John Gustav-Wrathall said...

The health reasons are a good reason to observe it, and good health is one of the promised benefits of following it. Though it was always also taught to me as a spiritual principle, with spiritual benefits.

I always wondered why Mormons don't emphasize the part of the Word of Wisdom that emphasizes eating meat only sparingly, or the positive injunctions about eating lots of healthy grains, fruit and vegetables... The focus tends to be on avoiding alcohol, coffee, tea and tobacco.

I guess it's easier to emphasize the legalistic "don'ts" than on the more nuanced "dos".
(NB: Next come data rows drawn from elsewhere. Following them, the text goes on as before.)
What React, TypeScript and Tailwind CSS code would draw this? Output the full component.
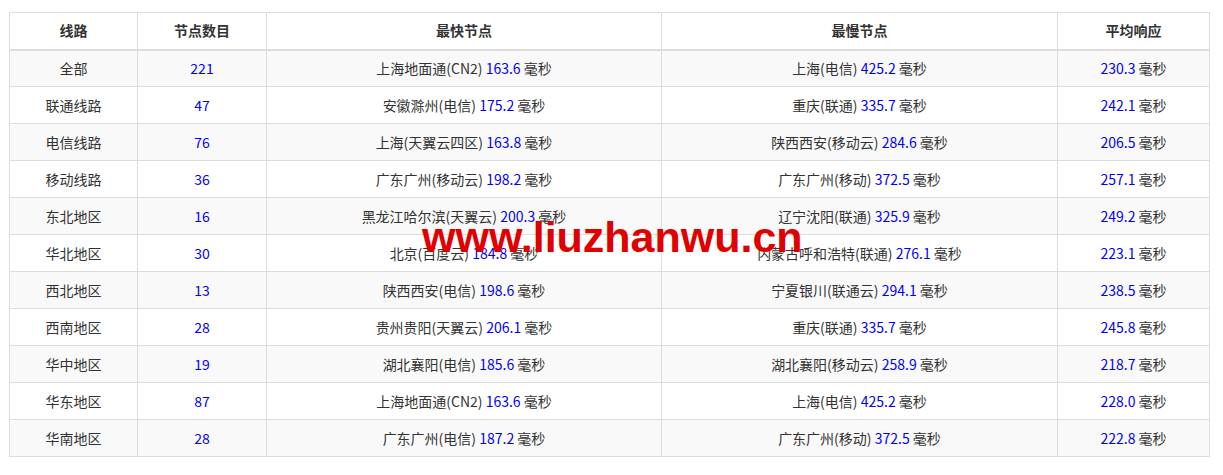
const rows: [string, string, string, string, string, string, string][] = [
  ["全部", "221", "上海地面通(CN2)", "163.6", "上海(电信)", "425.2", "230.3"],
  ["联通线路", "47", "安徽滁州(电信)", "175.2", "重庆(联通)", "335.7", "242.1"],
  ["电信线路", "76", "上海(天翼云四区)", "163.8", "陕西西安(移动云)", "284.6", "206.5"],
  ["移动线路", "36", "广东广州(移动云)", "198.2", "广东广州(移动)", "372.5", "257.1"],
  ["东北地区", "16", "黑龙江哈尔滨(天翼云)", "200.3", "辽宁沈阳(联通)", "325.9", "249.2"],
  ["华北地区", "30", "北京(百度云)", "184.8", "内蒙古呼和浩特(联通)", "276.1", "223.1"],
  ["西北地区", "13", "陕西西安(电信)", "198.6", "宁夏银川(联通云)", "294.1", "238.5"],
  ["西南地区", "28", "贵州贵阳(天翼云)", "206.1", "重庆(联通)", "335.7", "245.8"],
  ["华中地区", "19", "湖北襄阳(电信)", "185.6", "湖北襄阳(移动云)", "258.9", "218.7"],
  ["华东地区", "87", "上海地面通(CN2)", "163.6", "上海(电信)", "425.2", "228.0"],
  ["华南地区", "28", "广东广州(电信)", "187.2", "广东广州(移动)", "372.5", "222.8"],
];

function Ms({ v }: { v: string }) {
  return (
    <>
      <span className="text-[#0000ff]">{v}</span> 毫秒
    </>
  );
}

export default function App() {
  return (
    <div
      className="relative h-[475px] w-[1223px] bg-white pl-[9px] pt-[12px] text-[14px] text-[#333]"
      style={{ fontFamily: '"Microsoft YaHei", "Noto Sans CJK SC", sans-serif' }}
    >
      <table className="w-[1200px] table-fixed border-collapse border border-[#ddd] text-center">
        <colgroup>
          <col className="w-[128px]" />
          <col className="w-[129px]" />
          <col className="w-[395px]" />
          <col className="w-[396px]" />
          <col className="w-[152px]" />
        </colgroup>
        <thead>
          <tr className="h-[37px] border-b-2 border-[#ddd]">
            {["线路", "节点数目", "最快节点", "最慢节点", "平均响应"].map((h) => (
              <th key={h} className="border border-[#ddd] font-bold">
                {h}
              </th>
            ))}
          </tr>
        </thead>
        <tbody>
          {rows.map((r, i) => (
            <tr key={r[0]} className={`h-[37px] ${i % 2 === 0 ? "bg-[#f9f9f9]" : "bg-white"}`}>
              <td className="border border-[#ddd]">{r[0]}</td>
              <td className="border border-[#ddd] text-[#0000ff]">{r[1]}</td>
              <td className="border border-[#ddd]">
                {r[2]} <Ms v={r[3]} />
              </td>
              <td className="border border-[#ddd]">
                {r[4]} <Ms v={r[5]} />
              </td>
              <td className="border border-[#ddd]">
                <Ms v={r[6]} />
              </td>
            </tr>
          ))}
        </tbody>
      </table>
      <div
        className="absolute left-[422px] top-[216px] text-[43px] font-bold leading-none text-[#e00000]"
        style={{ fontFamily: '"Liberation Sans", Arial, sans-serif' }}
      >
        www.liuzhanwu.cn
      </div>
    </div>
  );
}
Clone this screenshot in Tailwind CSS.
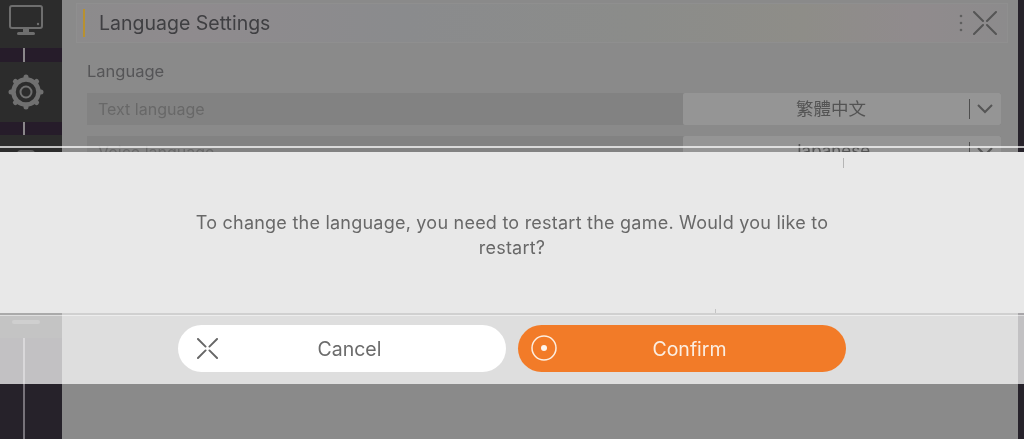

I've never encountered a person who was willing to speak in favor of tobacco, or who thought Mormons were weird for avoiding it.

I do remember as a kid members of the Church emphasizing that the Word of Wisdom was proof that Joseph Smith was a prophet, since clearly he couldn't have know what modern science has since demonstrated to be the clear benefits of living the Word of Wisdom. (I guess that's why, for many Mormons, recent studies promoting the health benefits of caffeine and wine-drinking seems awkward.) It's worth putting out there that the prohibitions and encouragements in the Word of Wisdom would not have been viewed as out of the ordinary in Joseph Smith's time. I think put in context, it is fair to say that the main significance of D&C 89 is that God takes as much interest in our physical health (in the temporal) as in our spiritual health.

"All things unto me are spiritual, and not at any time have I given unto you a law which was temporal..." (D&C 29:34).

Armando Bravo said...

John: aprecio mucho tu franqueza, tu libertad de espíritu y tu auténtica religiosidad. Que tú, Göran, Glen y Will sean muy felices.